If I'm about to send something off to sequencing, and my main question is about splicing, am I better off with 75 bp pair-end reads or 150 bp single end?
I understand that paired-end is better than single end, and longer is better than shorter, but if I'm weighting between the two, which should I prioritze for splicing detection, longer reads or paired end?
Hi,
Assuming the sequencing template library is ~300bp (median), then a 75x2 PE data is effectively giving you information of 75 + 75 + the insert size of ~150 = ~300bp of the genome/transcriptome.
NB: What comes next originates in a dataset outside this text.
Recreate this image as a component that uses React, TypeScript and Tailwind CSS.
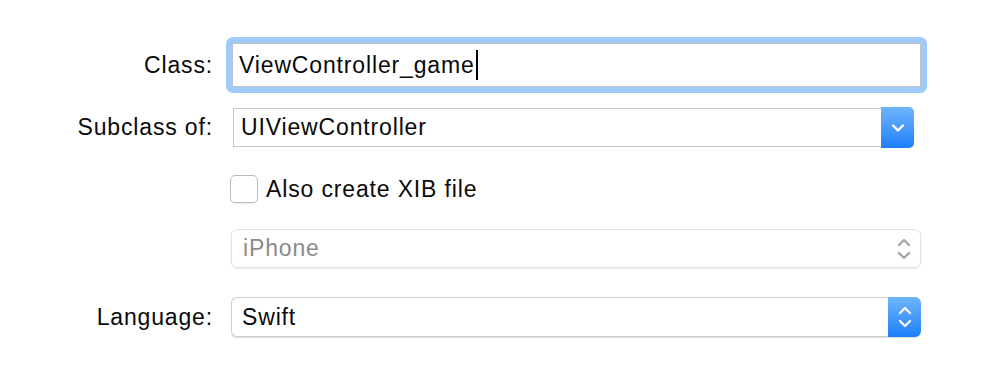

Admittedly, in practice, the avg. insert size you get is mostly << 150bp as the template lib. size selection does give you many << 300bp templates.
Having said that, as far as I undstnd, a 75X2 PE should give more "information" than a 150bp SE.
Also, if the organism in concern has repetitive seq. content in the transcriptome, it helps I think to have a larger "info" content in data like a 75X2 PE or a 100X2 PE.
I am not sure if a longer read size of 150bp as a SE alone would be more effective in tackling repetitive content at mapping step.
Definitely paired-end. There is no advantage of SE over PE and PE ensures exact knowledge of the position of the fragment ends in the genome/transcriptome. Also, some tools such as salmon can now tackle GC bias with PE information, though this is mainly for DEG analysis, not sure if one can/should use this for splicing analysis, not my field.
This answers my question perfectly. Thank you!